Working on two scores for Akram Khan, Aditya is deep in what he calls “sculpting sound.” He describes the process like a physicist describing matter turning into energy. “It’s about exploring the space where noise becomes music and music becomes noise,” he said. The beauty of this statement is that it’s not metaphorical. He literally sits with noise (breaths, footsteps, atmospheric hum) and experiments with how it blends into melody. There is no rigidity here, no classical puritanism.

This reimagining of Hamlet (a South Asian interpretation directed by Aneil Karia and starring Riz Ahmed) required him to compose the Shakespearan story's famous wedding scene that begins jubilantly and then spirals into darkness. “It was a fun challenge,” he said, as though this emotional tightrope were a perfectly normal afternoon puzzle. “I’ve always seen my music as a visual experience,” he adds. Which makes sense; his soundscapes often feel like rooms you walk into.

The Question That Changed Everything

Many diaspora artists spend their careers obsessing over whom they’re performing for: heritage communities, western audiences, or themselves. Aditya admits he asked this question for years, sometimes with anxiety.

“There was a time I wanted to be accepted and bring Carnatic music to global audiences,” he said. But the pandemic cracked something open. “Now I’m creating music for myself. The more specificity in your work, the more universality it brings.” This is the kind of thing only someone who has lived through artistic shapeshifting can say with conviction.

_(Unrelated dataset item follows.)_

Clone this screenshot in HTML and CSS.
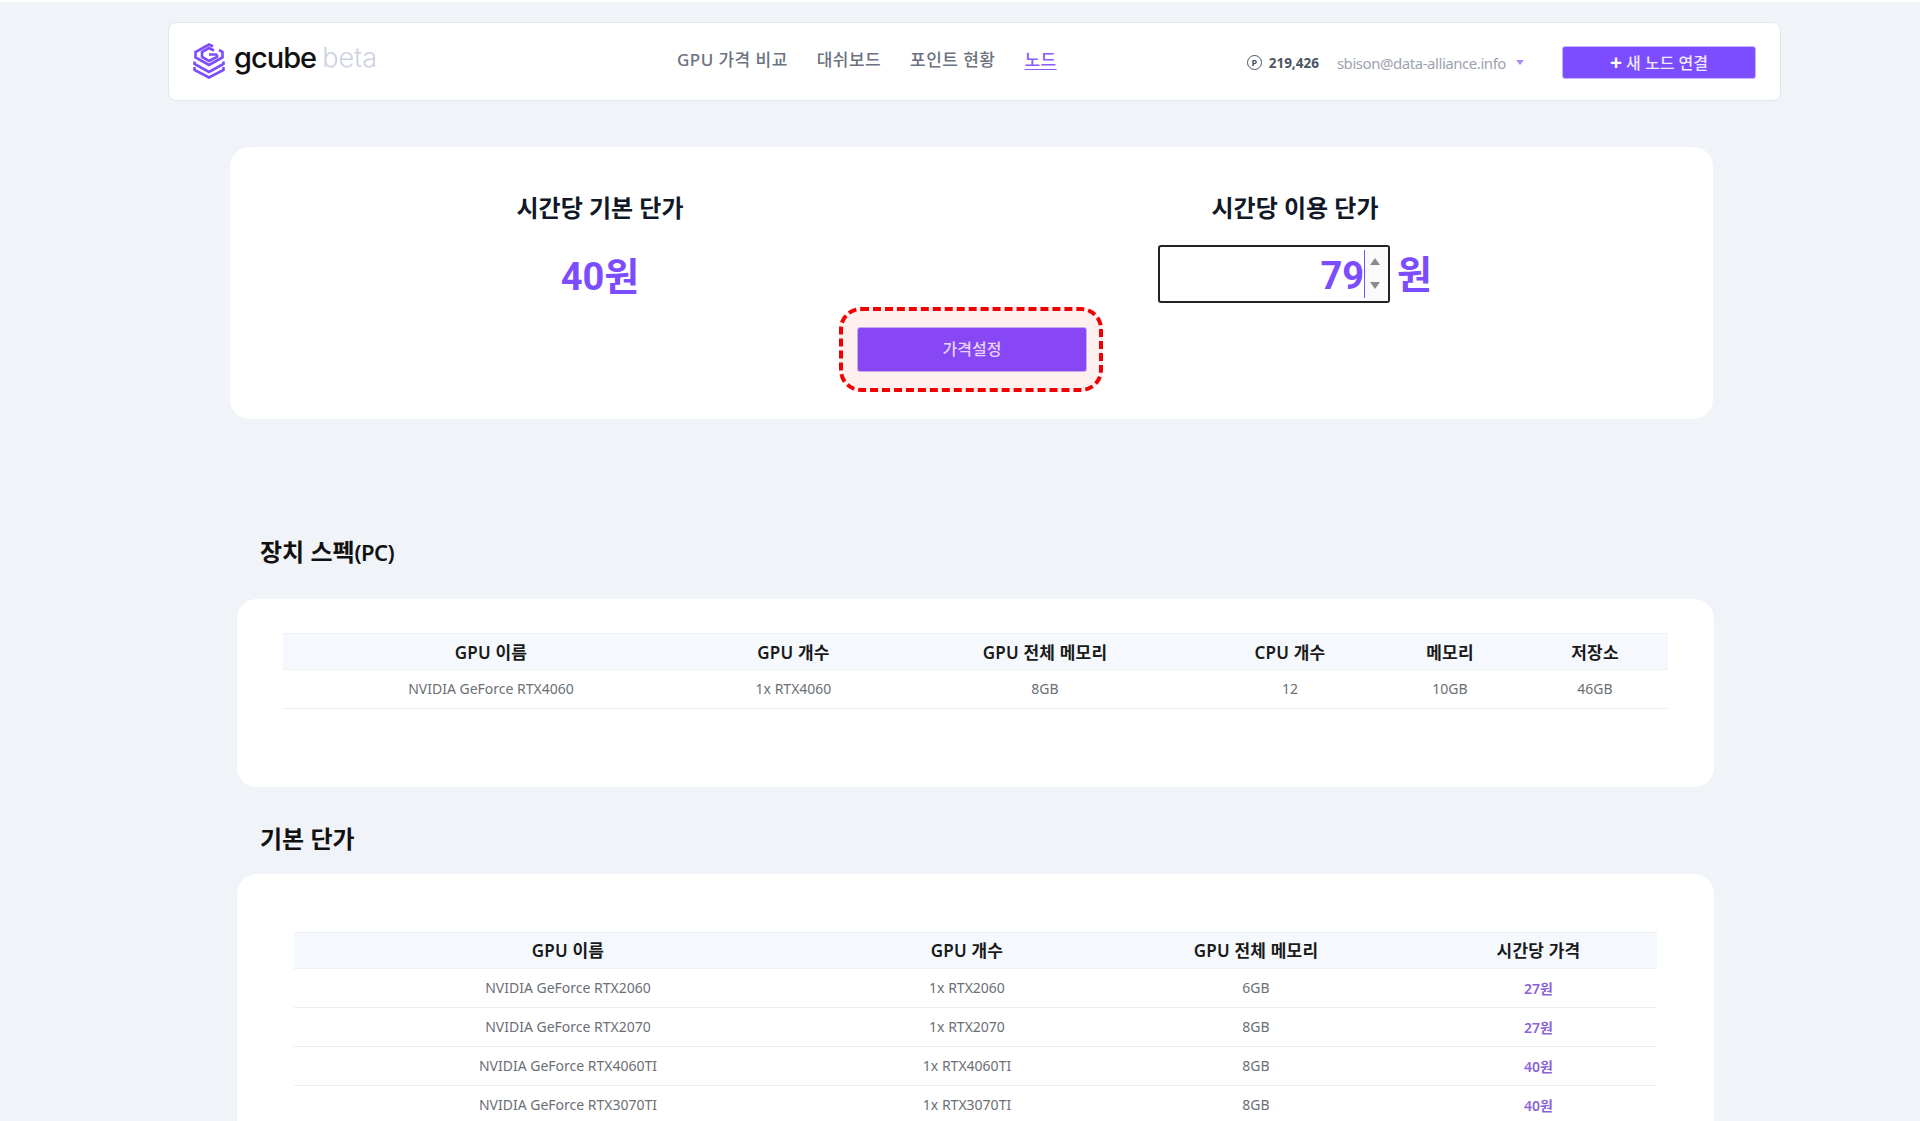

Aditya speaks about his sister, classical danseuse and choreographer Mythili Prakash, with the affectionate exasperation reserved for siblings who both inspire and challenge you. “She helped me investigate: Who am I making this music for?” he said. “Was part of employing drums or violins, or playing with a jazz band about being accepted by the West?” It’s a hard question. Harder still when it comes from family. But it seems to have unlocked a deeper honesty in his work.

The pandemic album ISOLASHUN (pronounced as "isolation) is one of his most emotionally naked works: genre-fluid, jagged, intimate. He describes the period as “the most revealing time of my life.” Alone with himself, he confronted both the desire to escape and the desire to discover. “It shifted the way I made music,” he said simply. And you can hear it: tracks that feel like sonic fractures slowly mending.

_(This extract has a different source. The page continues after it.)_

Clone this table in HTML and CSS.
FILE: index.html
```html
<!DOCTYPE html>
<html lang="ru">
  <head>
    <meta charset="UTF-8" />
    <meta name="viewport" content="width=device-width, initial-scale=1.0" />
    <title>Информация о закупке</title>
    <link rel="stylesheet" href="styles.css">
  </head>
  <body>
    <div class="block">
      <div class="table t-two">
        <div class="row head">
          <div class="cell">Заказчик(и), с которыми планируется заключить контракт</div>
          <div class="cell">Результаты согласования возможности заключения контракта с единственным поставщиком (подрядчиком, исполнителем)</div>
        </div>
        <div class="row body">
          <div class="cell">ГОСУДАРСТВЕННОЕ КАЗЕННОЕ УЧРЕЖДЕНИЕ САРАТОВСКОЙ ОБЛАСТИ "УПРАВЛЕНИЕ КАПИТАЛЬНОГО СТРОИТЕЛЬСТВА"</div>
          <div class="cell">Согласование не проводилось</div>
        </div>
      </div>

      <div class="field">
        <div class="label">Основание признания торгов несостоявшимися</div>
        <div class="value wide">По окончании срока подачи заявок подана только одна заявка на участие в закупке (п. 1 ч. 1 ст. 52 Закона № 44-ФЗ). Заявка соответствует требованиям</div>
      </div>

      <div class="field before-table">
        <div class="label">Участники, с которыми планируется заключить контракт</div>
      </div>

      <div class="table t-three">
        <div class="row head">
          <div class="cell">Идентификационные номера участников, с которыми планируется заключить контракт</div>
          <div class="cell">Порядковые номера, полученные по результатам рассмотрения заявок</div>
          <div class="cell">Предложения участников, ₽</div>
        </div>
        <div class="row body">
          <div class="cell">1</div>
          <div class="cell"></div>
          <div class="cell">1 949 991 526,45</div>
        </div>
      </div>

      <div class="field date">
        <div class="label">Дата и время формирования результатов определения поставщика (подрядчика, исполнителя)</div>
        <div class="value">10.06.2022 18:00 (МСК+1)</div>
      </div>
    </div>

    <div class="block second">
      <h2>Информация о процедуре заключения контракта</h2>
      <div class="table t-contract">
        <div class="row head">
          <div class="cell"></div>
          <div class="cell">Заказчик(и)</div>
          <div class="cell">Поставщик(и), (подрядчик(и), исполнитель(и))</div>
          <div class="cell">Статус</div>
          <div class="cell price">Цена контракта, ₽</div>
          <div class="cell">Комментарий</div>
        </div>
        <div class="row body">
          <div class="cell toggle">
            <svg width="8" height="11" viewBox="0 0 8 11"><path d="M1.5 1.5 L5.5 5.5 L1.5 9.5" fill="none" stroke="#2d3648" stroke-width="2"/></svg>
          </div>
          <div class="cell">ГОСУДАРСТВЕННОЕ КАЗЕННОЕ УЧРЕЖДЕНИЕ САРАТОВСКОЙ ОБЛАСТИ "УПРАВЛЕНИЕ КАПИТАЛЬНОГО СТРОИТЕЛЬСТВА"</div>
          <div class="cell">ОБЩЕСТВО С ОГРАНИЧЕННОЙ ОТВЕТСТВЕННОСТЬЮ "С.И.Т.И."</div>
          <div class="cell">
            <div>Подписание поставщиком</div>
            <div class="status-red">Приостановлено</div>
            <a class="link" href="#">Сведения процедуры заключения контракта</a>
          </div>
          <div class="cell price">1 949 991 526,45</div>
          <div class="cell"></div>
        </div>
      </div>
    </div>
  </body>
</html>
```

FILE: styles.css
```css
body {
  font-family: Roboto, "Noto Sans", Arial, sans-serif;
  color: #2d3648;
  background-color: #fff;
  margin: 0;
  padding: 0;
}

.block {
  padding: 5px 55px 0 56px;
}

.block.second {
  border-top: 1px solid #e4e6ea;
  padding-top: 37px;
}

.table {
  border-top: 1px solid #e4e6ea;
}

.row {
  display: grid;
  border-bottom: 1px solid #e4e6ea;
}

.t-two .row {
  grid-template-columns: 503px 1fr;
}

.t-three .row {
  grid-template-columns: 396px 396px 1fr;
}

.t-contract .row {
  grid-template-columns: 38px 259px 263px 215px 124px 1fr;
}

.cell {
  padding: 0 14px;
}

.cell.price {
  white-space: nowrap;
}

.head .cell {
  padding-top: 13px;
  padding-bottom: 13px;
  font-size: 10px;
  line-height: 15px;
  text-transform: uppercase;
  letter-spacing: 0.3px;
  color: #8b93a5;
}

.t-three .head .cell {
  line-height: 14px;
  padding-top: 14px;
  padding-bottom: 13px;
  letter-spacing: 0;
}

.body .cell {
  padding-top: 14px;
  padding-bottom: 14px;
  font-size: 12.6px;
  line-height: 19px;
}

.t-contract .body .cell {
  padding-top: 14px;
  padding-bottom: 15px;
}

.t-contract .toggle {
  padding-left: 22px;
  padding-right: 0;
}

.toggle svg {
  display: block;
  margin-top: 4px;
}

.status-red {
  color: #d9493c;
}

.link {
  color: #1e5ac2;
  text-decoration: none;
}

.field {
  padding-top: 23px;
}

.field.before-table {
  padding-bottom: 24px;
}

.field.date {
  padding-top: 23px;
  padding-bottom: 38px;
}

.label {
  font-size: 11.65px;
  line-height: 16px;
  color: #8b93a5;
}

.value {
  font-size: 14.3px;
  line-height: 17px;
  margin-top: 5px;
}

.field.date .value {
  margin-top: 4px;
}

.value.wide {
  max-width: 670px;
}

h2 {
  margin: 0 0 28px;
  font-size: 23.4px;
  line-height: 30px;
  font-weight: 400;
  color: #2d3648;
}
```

What Is Home For A Perpetual Traveller?

“Home is not really a place anymore,” he said. “It’s a routine: nature, slow mornings, silence, a good cup of coffee.” He travels with his own coffee beans, weighing scale and all. It is one of the few rituals that anchors him. You get an endearing image of an itinerant artist carrying a tiny, personal sanctuary in a pouch.

Ask him whether Carnatic music is at a turning point and he doesn’t hesitate. “The structures of hierarchy are being questioned,” he said. “Old structures are crumbling. There’s so much new building happening.” He speaks like someone witnessing a revolution from both inside and outside: a participant and a documentarian.

Aditya Prakash on stage
Aditya Prakash is a Carnatic vocalist and multi-instrumentalist based in Los Angeles (Image courtesy the artiste)

His voice is a force of nature and carries a backstory of discipline, rebellion, injury and recovery. “My dad used to pour cold water on my face if I didn’t wake up at 5 am to practice,” he laughs. Years of intense sadhana built a foundation strong enough to withstand the rough edges of adolescence. He admits he used his voice improperly for a period and developed nodules, which taught him caution. Now there is meditation, clean eating, yoga, and stress-management. The voice is an instrument, but also a biography.

What Comes Next?

A new album in 2026. A multidisciplinary show rooted in grief, based on Sushma Soma’s The Mountain Has The Last Say, which explores grief and healing through music. More composing, more questioning, more boundaries to blur.

Talking to Aditya Prakash leaves you with a peculiar feeling: the sense that you’ve just met someone who is both insider and outsider, traditionalist and rebel, scholar and wanderer. A musician not defined by geography but by curiosity. Some artists inherit a tradition. Aditya Prakash is busy reinventing one.